Korean stock markets have entered into a wait-and-see phase ahead of a long weekend starting Thursday. With the Chuseok holiday and the National Foundation Day on Oct. 3 combining this year to create the six-day-long holiday, the local stock market is closed from Sept. 28 until Oct. 3.
Market analysts say the local stock market atmosphere has changed due to the downward pressures stemming from the U.S. Federal Reserve's recent hawkish Federal Open Market Committee (FOMC) meeting last week.
During the meeting, the FOMC voted unanimously to freeze the interest rate at the current level between 5.25 percent and 5.5 percent, while hinting at another interest rate hike later this year. The Fed is also expected to reduce the number of interest rate cuts next year, aiming to maintain control over inflation. As the market takes the Fed's more-hawkish-than-expected stance, both five-year and 10-year-maturity U.S. bond yields have reached 16-year highs, while oil prices increased further.
Reflecting such global market sentiment, the country's main benchmark KOSPI has also shown a decline for three consecutive sessions until Monday's closing. Specifically, both institutional investors and foreign investors net-sold local stocks worth 1.16 trillion won ($868 million) and 740 billion won, respectively, during the past week.
Market analysts view that value investing strategies are regaining relevance, as the interest rate issue has again emerged as a dominant variable of the markets.
"Value stocks are once again positioned as top industries that brought higher returns," Choi Yu-joon, an analyst at Shinhan Securities, pointed out. "As the ambiance of the market has changed rapidly, market conditions favoring value investing are likely to continue for the time being."
Kim Dae-jun, a strategy analyst at Korea Investment & Securities, highlights that financial and utilities stocks will gain market attention for their stability and dividend payouts.
"As the market is shaking and there is not much to expect from the overall index, differentiated movements along industries are expected. Industries with a high valuation burden due to a strong dollar and high interest rates may lose attention in the market, while defensive stocks that can secure profitability in any macro environment, such as banking and insurance, are emerging as the first choice. Telecommunications and utilities are also gaining momentum," Kim explained.
"Thus, it is necessary to pay attention to industries that have strong defenses and low vulnerability for the time being."

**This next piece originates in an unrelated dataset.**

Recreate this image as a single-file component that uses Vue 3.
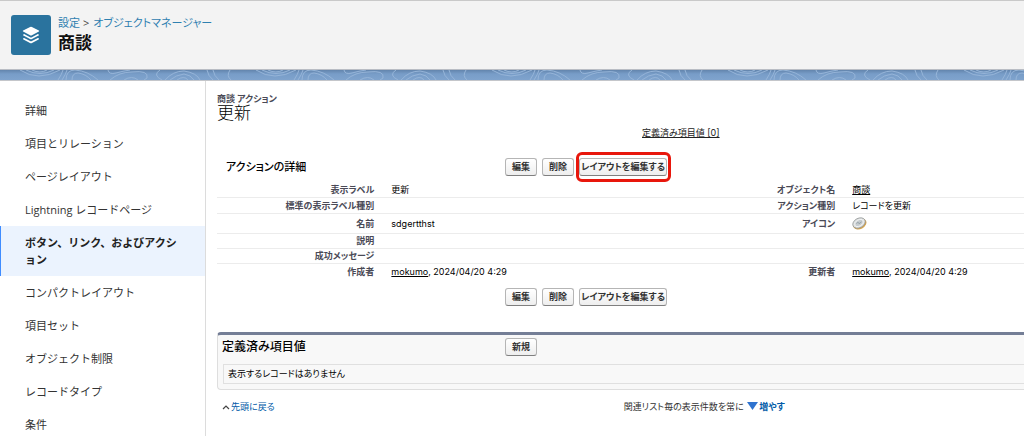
<script setup>
const navItems = [
  '詳細',
  '項目とリレーション',
  'ページレイアウト',
  'Lightning レコードページ',
  'ボタン、リンク、およびアクション',
  'コンパクトレイアウト',
  '項目セット',
  'オブジェクト制限',
  'レコードタイプ',
  '条件',
]
const activeItem = 'ボタン、リンク、およびアクション'
const stamp = { user: 'mokumo', time: '2024/04/20 4:29' }
</script>

<template>
  <div class="page">
    <header class="header">
      <svg class="logo" viewBox="0 0 40 40" aria-hidden="true">
        <rect width="40" height="40" rx="3" fill="#2a739e" />
        <path d="M19.1 11.9 12.1 15.6q-.8.5 0 1l7 3.7q.9.4 1.8 0l7-3.7q.8-.5 0-1l-7-3.7q-.9-.4-1.8 0z" fill="#fff" />
        <path d="M12.4 19.4q-.9.6 0 1.2l6.6 3.5q1 .5 2 0l6.6-3.5q.9-.6 0-1.2l-.7-.3-6 3.1q-.9.4-1.8 0l-6-3.1z" fill="#fff" />
        <path d="M12.4 23.3q-.9.6 0 1.2l6.6 3.5q1 .5 2 0l6.6-3.5q.9-.6 0-1.2l-.7-.3-6 3.1q-.9.4-1.8 0l-6-3.1z" fill="#fff" />
      </svg>
      <div>
        <nav class="crumbs" aria-label="パンくずリスト">
          <a href="#">設定</a><span class="sep">&gt;</span><a href="#">オブジェクトマネージャー</a>
        </nav>
        <h1>商談</h1>
      </div>
    </header>

    <svg class="band" aria-hidden="true">
      <defs>
        <linearGradient id="shade" x1="0" y1="0" x2="0" y2="1">
          <stop offset="0" stop-color="#6385ad" />
          <stop offset=".4" stop-color="#789dc8" />
          <stop offset="1" stop-color="#7fa3cd" />
        </linearGradient>
        <pattern id="contour" width="236" height="10" patternUnits="userSpaceOnUse">
          <g fill="none" stroke="#95b4d8" stroke-width="1">
            <path d="M20 0Q38 12 60 0M26 0Q40 7 54 0M32 0Q40 4 47 0" />
            <path d="M58 10Q62 4 63 0M62 10Q66 4 67 0" />
            <path d="M66 10Q66 0 75 0Q88 1 98 10M72 10Q72 3 78 3Q86 4 91 10" />
            <path d="M108 0Q109 5 116 3T130 0M110 10Q119 2 132 2Q149 0 147 8L144 10M124 10Q132 5 138 10" />
            <path d="M162 10Q152 5 160 0M165 10Q173 1 184 1Q197 3 200 10M170 10Q176 5 184 4Q191 5 194 10M177 10Q184 5 188 10" />
            <path d="M207 0Q208 6 213 10M213 0Q214 6 219 10M230 0Q226 6 231 10" />
          </g>
        </pattern>
      </defs>
      <rect width="100%" height="10" fill="url(#shade)" />
      <rect width="100%" height="10" fill="url(#contour)" />
    </svg>

    <div class="body">
      <nav class="side" aria-label="オブジェクト設定">
        <a v-for="item in navItems" :key="item" href="#" :class="{ active: item === activeItem }">{{ item }}</a>
      </nav>

      <main class="main">
        <p class="kind">商談 アクション</p>
        <h2 class="name">更新</h2>
        <div class="jump"><a href="#related">定義済み項目値 [0]</a></div>

        <div class="bar">
          <h3 class="indent">アクションの詳細</h3>
          <div class="buttons">
            <button type="button">編集</button>
            <button type="button">削除</button>
            <button type="button" class="long marked">レイアウトを編集する</button>
          </div>
        </div>

        <table class="detail">
          <tbody>
            <tr>
              <th scope="row">表示ラベル</th><td class="wide">更新</td>
              <th scope="row">オブジェクト名</th><td><a href="#">商談</a></td>
            </tr>
            <tr>
              <th scope="row">標準の表示ラベル種別</th><td></td>
              <th scope="row">アクション種別</th><td>レコードを更新</td>
            </tr>
            <tr class="tall">
              <th scope="row">名前</th><td>sdgertthst</td>
              <th scope="row">アイコン</th>
              <td>
                <svg class="coin" viewBox="0 0 15 13" role="img" aria-label="アイコン">
                  <ellipse cx="7.8" cy="7" rx="7" ry="5" transform="rotate(-28 7.8 7)" fill="#d4a44e" />
                  <ellipse cx="7" cy="6" rx="6.6" ry="4.7" transform="rotate(-28 7 6)" fill="#dfe2e3" stroke="#8c8f90" stroke-width=".7" />
                  <ellipse cx="7" cy="6" rx="4.6" ry="3" transform="rotate(-28 7 6)" fill="#c6cccf" stroke="#f5f6f6" stroke-width=".8" />
                  <path d="M4.5 6.7l1.5-1.5 1 1.5 2.5-1.8" fill="none" stroke="#8b989f" stroke-width=".8" />
                </svg>
              </td>
            </tr>
            <tr class="short"><th scope="row">説明</th><td></td><td></td><td></td></tr>
            <tr class="short"><th scope="row">成功メッセージ</th><td></td><td></td><td></td></tr>
            <tr>
              <th scope="row">作成者</th><td><a href="#">{{ stamp.user }}</a>, {{ stamp.time }}</td>
              <th scope="row">更新者</th><td><a href="#">{{ stamp.user }}</a>, {{ stamp.time }}</td>
            </tr>
          </tbody>
        </table>

        <div class="bar">
          <span></span>
          <div class="buttons">
            <button type="button">編集</button>
            <button type="button">削除</button>
            <button type="button" class="long">レイアウトを編集する</button>
          </div>
        </div>

        <section id="related" class="related">
          <div class="bar">
            <h3 class="list-title">定義済み項目値</h3>
            <div class="buttons"><button type="button">新規</button></div>
          </div>
          <p class="empty">表示するレコードはありません</p>
        </section>

        <div class="foot">
          <a href="#">
            <svg class="up" viewBox="0 0 8 6" aria-hidden="true"><path d="M1 5 4 2l3 3" fill="none" stroke="#444" stroke-width="1.2" /></svg>先頭に戻る</a>
          <div class="more">
            関連リスト毎の表示件数を常に
            <svg class="down" viewBox="0 0 11 8" aria-hidden="true"><path d="M0 0h11L5.500 8z" fill="#2f73cf" /></svg>
            <a href="#"><b>増やす</b></a>
          </div>
        </div>
      </main>
    </div>
  </div>
</template>

<style>
body {
  margin: 0;
  background: #fff;
  overflow: hidden;
}
</style>

<style scoped>
.page {
  font-family: "Open Sans", "Noto Sans CJK JP", sans-serif;
  color: #222;
}
h1, h2, h3, p { margin: 0; }
.header {
  display: flex;
  align-items: center;
  gap: 7px;
  height: 68px;
  padding-left: 11px;
  background: #f3f3f3;
  border-top: 1px solid #c9c9c9;
  border-bottom: 1px solid #b9bdc4;
}
.logo { width: 40px; height: 40px; display: block; }
.crumbs {
  font-size: 11px;
  line-height: 16px;
  font-feature-settings: "palt";
}
.crumbs a { color: #2f80b0; text-decoration: none; }
.sep { margin: 0 4px 0 3px; color: #444; }
h1 { font-size: 17px; line-height: 24px; color: #111; }
.band { display: block; width: 100%; height: 10px; border-bottom: 1px solid #c4c6ca; }
.body { display: flex; }
.side {
  flex: 0 0 205px;
  padding-top: 13px;
  border-right: 1px solid #dcdcdc;
}
.side a {
  display: block;
  padding: 8px 20px 8px 24px;
  border-left: 1px solid transparent;
  font-size: 11px;
  line-height: 17px;
  color: #333;
  text-decoration: none;
}
.side a.active {
  background: #ebf3fe;
  border-left-color: #3f8cff;
  font-weight: 600;
  color: #222;
}
.main {
  flex: 1;
  min-width: 0;
  padding: 12px 0 0 11px;
  font-family: Inter, "Noto Sans CJK JP", sans-serif;
  font-size: 9px;
  line-height: 12px;
  font-feature-settings: "palt";
  color: #000;
}
.kind { font-weight: 700; color: #4a4a56; }
.name { font-size: 17px; line-height: 16px; font-weight: 300; }
.jump { padding-left: 425px; margin-top: 6px; }
.jump a { color: #222; }
.bar {
  display: grid;
  grid-template-columns: 288px 1fr;
  align-items: center;
  height: 18px;
}
.jump + .bar { margin: 19px 0 6px; }
h3 { font-size: 11px; line-height: 18px; font-weight: 500; }
.list-title { font-size: 12px; }
.indent { padding-left: 9px; }
.buttons { display: flex; gap: 5px; }
button {
  box-sizing: border-box;
  height: 18px;
  padding: 0 6px;
  border: 1px solid #b5b5b5;
  border-bottom-color: #7f7f7f;
  border-radius: 3px;
  background: linear-gradient(#fff, #eee);
  color: #333;
  font: 700 9px/14px Inter, "Noto Sans CJK JP", sans-serif;
  font-feature-settings: "palt";
}
.long { padding: 0 1px; }
.marked { position: relative; }
.marked::after {
  content: "";
  position: absolute;
  inset: -7px -5px -7px -4px;
  border: 3px solid #e8170c;
  border-radius: 6px;
}
.detail {
  width: 100%;
  table-layout: fixed;
  border-collapse: collapse;
}
.detail th, .detail td {
  height: 15px;
  padding: 0;
  border-bottom: 1px solid #ececec;
  text-align: left;
  vertical-align: middle;
  white-space: nowrap;
}
.detail th {
  width: 19.5%;
  padding-right: 17px;
  text-align: right;
  color: #4a4a56;
}
.detail .wide { width: 35.5%; }
.detail .tall > * { height: 19px; }
.detail .short > * { height: 14px; }
.detail tr:last-child > * { border-bottom: 0; }
.detail a { color: inherit; }
.coin { display: block; width: 15px; height: 13px; }
.detail + .bar { margin: 9px 0 26px; }
.related {
  border: 1px solid #dedede;
  border-top: 3px solid #747e96;
  border-right: 0;
  border-radius: 4px 0 0 4px;
  background: #f8f8f8;
  padding: 3px 0 5px 4px;
}
.related .bar { grid-template-columns: 283px 1fr; }
.empty {
  margin: 8px 0 0 1px;
  padding: 3px 4px;
  border: 1px solid #e0e0e0;
  border-right: 0;
}
.foot { display: flex; margin-top: 11px; padding-left: 5px; }
.foot a { color: #015ba7; text-decoration: none; }
.up { width: 8px; height: 6px; margin-right: 1px; }
.more { margin-left: 349px; color: #333; }
.down { width: 11px; height: 8px; margin: 0 1px; }
</style>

Yet some analysts, including Lee Kyoung-min, a prominent analyst from Daishin Securities, highlight that the semiconductor, automotive and machinery industries will remain strong, as Korean businesses' fundamentals are solid.
"Despite the Fed's announcement, it is not likely that the KOSPI will enter into a downward trend, given that economic momentum is getting stronger based on solid employment, the factor that was absent during last year's interest hike period," Lee said.
"If the KOSPI index continues its correction phase below 2,550 points, overweight strategies will be effective. With that has become visible in September, we maintain interest in the semiconductor, automotive and machinery industries, which are seeing upward revisions in performance forecasts and improving supply and demand from foreigners," he said.
Meanwhile, stocks of consumer goods are also expected to trend upward, as China enters the National Day and Mid-Autumn Festival holidays from Sept. 29 to Oct. 6. The forecast is gaining strength, given that the Chinese government allowed the resumption of tour groups to Korea for the first time in six years last month. Analysts view that stocks related to China's consumption, such as consumer goods stocks, could benefit from their long holiday season.